The (seemingly) unique aspect of the OSGi is that it recognizes the role of a Specification Document Editor (SDE). The SDE is paid by the OSGi; it is not an employee of a member company. So far, I had the honor to play this role for the releases 2, 3, and 4.

This makes the RFCs are what their abbreviation say they are: Request For Comments, they are not the final specification. RFCs are input of the specification writing process, a document to reach consensus about a technical design between disparate parties. They can be compared to a design document. And don't we all know very well how the final product changes during development? The vote for the RFC indicates a technical agreement among the EG members, not a vote for the final specification. And frankly, I am a bit disappointed that there is a confusion because the OSGi specification documents look in my eyes very different from the RFCs ...

So let me quote the applicable chapter that describes the current phase (TSC is the technical steering committee that consists of the EG chairs and the Technical Director (me)):

5.6.1 Input
The input to this process shall be the RFC(s) and RFP(s) and any supporting documentation from the EG. This shall be provided to the SDE by the TSC. It is possible that a single Specification may incorporate more than a single RFC and RFP. This integration shall be at the direction of the TSC.

5.6.2 Actions
The SDE shall create the appropriate documents based on the content of one or more RFCs. Under ideal circumstances the formulation of the Specification would be a mechanical process but it is expected that the SDE will uncover inconsistencies or other issues in the RFC(s) which require clarification by the appropriate EG. In this case the SDE shall liaise with the appropriate EGs directly to resolve the issue. The SDE shall have at least one and preferably several review cycles with the appropriate EGs to ensure accuracy prior to completion of the Specification.

5.6.3 Output
When a Specification has been completed it shall be electronically signed using the OSGi Alliance certificate and then voted upon by the EG as stated in section 5.5.7.2. If the document is rejected then it is returned to the SDE together with a written explanation as to the problems with it. The SDE, in conjunction with the EG, shall then modify the document as needed to address the EGs concerns before the document re-enters the formal process.

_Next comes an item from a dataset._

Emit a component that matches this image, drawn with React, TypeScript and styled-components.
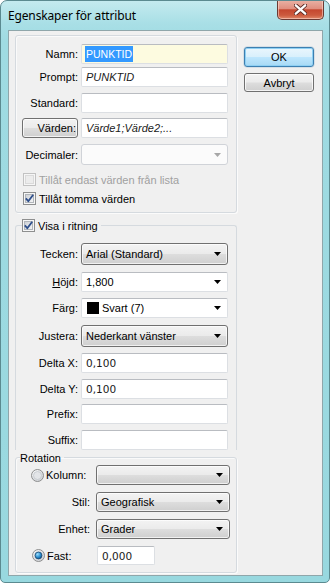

I think this phase of the process is for a large part the reason that our specs have so few errata. The process of taking documents from an EG and explaining the contents in a consistent tends to discover a lot of issues. Inconsistencies with other parts of the OSGi specs, hidden compromises that do not make sense when looking at things as a whole, hidden assumptions and knowledge, overlaps with other parts of the spec, etc. However good the RFC editors are, it is hard to create a good technical design and at the same time understand, and take into consideration the overall context in which it will be placed. RFC editing is a secondary responsibility, while the SDE is doing this as a primary responsibility. Then again, the SDE has no power whatsoever, any change as well as the final specification, must be approved by the EG.
I do not think any RFC has come through this Specification Writing phase unscathed. However, nobody has ever denied that the specification was better than the input RFC(s) due to this phase, well so far at least.

The second related frustration of last week was a bug report in Eclipse complaining about my reading schedule because there are API changes in an RFC that they based their product on. Since about two years, we addressed public concerns that we were too closed, by publishing interim drafts of the RFCs as well as specifications. Obviously, we made it crystal clear that there are no guarantees about the final specification. Worse, we had virtually no feedback for the RFCs so far and that we are now being banged on the head for fixing issues that come up late during specification writing. It ain't over 'til the fat lady sings ...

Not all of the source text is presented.